Description of the task → In your copy, include every line of the listing below exactly but none of the pictures.
_ _ _
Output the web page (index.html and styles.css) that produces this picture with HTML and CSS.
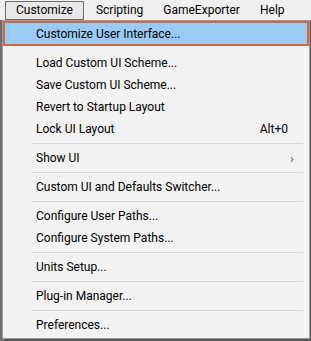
FILE: index.html
```html
<!DOCTYPE html>
<html lang="en">
	<head>
		<meta charset="UTF-8" />
		<meta name="viewport" content="width=device-width, initial-scale=1.0" />
		<title>Customize Menu</title>
		<link rel="stylesheet" href="styles.css">
	</head>
	<body>
		<div class="menubar">
			<span class="menubar__item menubar__item--open">Customize</span>
			<span class="menubar__item">Scripting</span>
			<span class="menubar__item">GameExporter</span>
			<span class="menubar__item">Help</span>
		</div>

		<div class="menu">
			<div class="menu__item menu__item--active">Customize User Interface...</div>
			<div class="menu__group">
				<div class="menu__item">Load Custom UI Scheme...</div>
				<div class="menu__item">Save Custom UI Scheme...</div>
				<div class="menu__item">Revert to Startup Layout</div>
				<div class="menu__item">Lock UI Layout <span class="menu__shortcut">Alt+0</span></div>
				<div class="menu__sep"></div>
				<div class="menu__item">Show UI <span class="menu__arrow">&#x203A;</span></div>
				<div class="menu__sep"></div>
				<div class="menu__item">Custom UI and Defaults Switcher...</div>
				<div class="menu__sep"></div>
				<div class="menu__item">Configure User Paths...</div>
				<div class="menu__item">Configure System Paths...</div>
				<div class="menu__sep"></div>
				<div class="menu__item">Units Setup...</div>
				<div class="menu__sep"></div>
				<div class="menu__item">Plug-in Manager...</div>
				<div class="menu__sep"></div>
				<div class="menu__item">Preferences...</div>
			</div>
		</div>
	</body>
</html>
```

FILE: styles.css
```css
* {
	box-sizing: border-box;
	margin: 0;
	padding: 0;
}

body {
	font-family: Roboto, "Noto Sans", sans-serif;
	font-size: 12px;
	color: #000;
	background-color: #6e6e6e;
	height: 341px;
	overflow: hidden;
}

.menubar {
	display: flex;
	align-items: center;
	height: 20px;
	background-color: #f0f0f0;
	padding-left: 5px;
}

.menubar__item {
	height: 19px;
	line-height: 17px;
	padding: 0 9px;
	border: 1px solid transparent;
}

.menubar__item--open {
	border-color: #6d6d6d;
	background-color: #e8e8e8;
	padding: 0 10px;
	margin-right: 2px;
}

.menu {
	margin-left: 2px;
	width: 308px;
	height: 319px;
	background-color: #f2f2f2;
	border: 1px solid #9a9a9a;
	box-shadow: 2px 2px 0 #5a5a5a;
}

.menu__item {
	display: flex;
	align-items: center;
	justify-content: space-between;
	height: 22px;
	padding: 0 20px 0 33px;
}

.menu__item--active {
	height: 25px;
	padding-left: 31px;
	background-color: #99cbf6;
	border: 2px solid #d4673f;
}

.menu__group {
	padding-top: 6px;
}

.menu__shortcut {
	padding-right: 1px;
}

.menu__arrow {
	font-size: 13px;
	color: #555;
	margin-right: -5px;
}

.menu__sep {
	height: 7px;
	margin: 0 6px 0 29px;
	background: linear-gradient(#d7d7d7, #d7d7d7) 0 3px / 100% 1px no-repeat;
}
```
_ _ _
Answer to this task →
Output the web page (index.html and styles.css) that produces this picture with HTML and CSS.
FILE: index.html
```html
<!DOCTYPE html>
<html lang="en">
	<head>
		<meta charset="UTF-8" />
		<meta name="viewport" content="width=device-width, initial-scale=1.0" />
		<title>Customize Menu</title>
		<link rel="stylesheet" href="styles.css">
	</head>
	<body>
		<div class="menubar">
			<span class="menubar__item menubar__item--open">Customize</span>
			<span class="menubar__item">Scripting</span>
			<span class="menubar__item">GameExporter</span>
			<span class="menubar__item">Help</span>
		</div>

		<div class="menu">
			<div class="menu__item menu__item--active">Customize User Interface...</div>
			<div class="menu__group">
				<div class="menu__item">Load Custom UI Scheme...</div>
				<div class="menu__item">Save Custom UI Scheme...</div>
				<div class="menu__item">Revert to Startup Layout</div>
				<div class="menu__item">Lock UI Layout <span class="menu__shortcut">Alt+0</span></div>
				<div class="menu__sep"></div>
				<div class="menu__item">Show UI <span class="menu__arrow">&#x203A;</span></div>
				<div class="menu__sep"></div>
				<div class="menu__item">Custom UI and Defaults Switcher...</div>
				<div class="menu__sep"></div>
				<div class="menu__item">Configure User Paths...</div>
				<div class="menu__item">Configure System Paths...</div>
				<div class="menu__sep"></div>
				<div class="menu__item">Units Setup...</div>
				<div class="menu__sep"></div>
				<div class="menu__item">Plug-in Manager...</div>
				<div class="menu__sep"></div>
				<div class="menu__item">Preferences...</div>
			</div>
		</div>
	</body>
</html>
```

FILE: styles.css
```css
* {
	box-sizing: border-box;
	margin: 0;
	padding: 0;
}

body {
	font-family: Roboto, "Noto Sans", sans-serif;
	font-size: 12px;
	color: #000;
	background-color: #6e6e6e;
	height: 341px;
	overflow: hidden;
}

.menubar {
	display: flex;
	align-items: center;
	height: 20px;
	background-color: #f0f0f0;
	padding-left: 5px;
}

.menubar__item {
	height: 19px;
	line-height: 17px;
	padding: 0 9px;
	border: 1px solid transparent;
}

.menubar__item--open {
	border-color: #6d6d6d;
	background-color: #e8e8e8;
	padding: 0 10px;
	margin-right: 2px;
}

.menu {
	margin-left: 2px;
	width: 308px;
	height: 319px;
	background-color: #f2f2f2;
	border: 1px solid #9a9a9a;
	box-shadow: 2px 2px 0 #5a5a5a;
}

.menu__item {
	display: flex;
	align-items: center;
	justify-content: space-between;
	height: 22px;
	padding: 0 20px 0 33px;
}

.menu__item--active {
	height: 25px;
	padding-left: 31px;
	background-color: #99cbf6;
	border: 2px solid #d4673f;
}

.menu__group {
	padding-top: 6px;
}

.menu__shortcut {
	padding-right: 1px;
}

.menu__arrow {
	font-size: 13px;
	color: #555;
	margin-right: -5px;
}

.menu__sep {
	height: 7px;
	margin: 0 6px 0 29px;
	background: linear-gradient(#d7d7d7, #d7d7d7) 0 3px / 100% 1px no-repeat;
}
```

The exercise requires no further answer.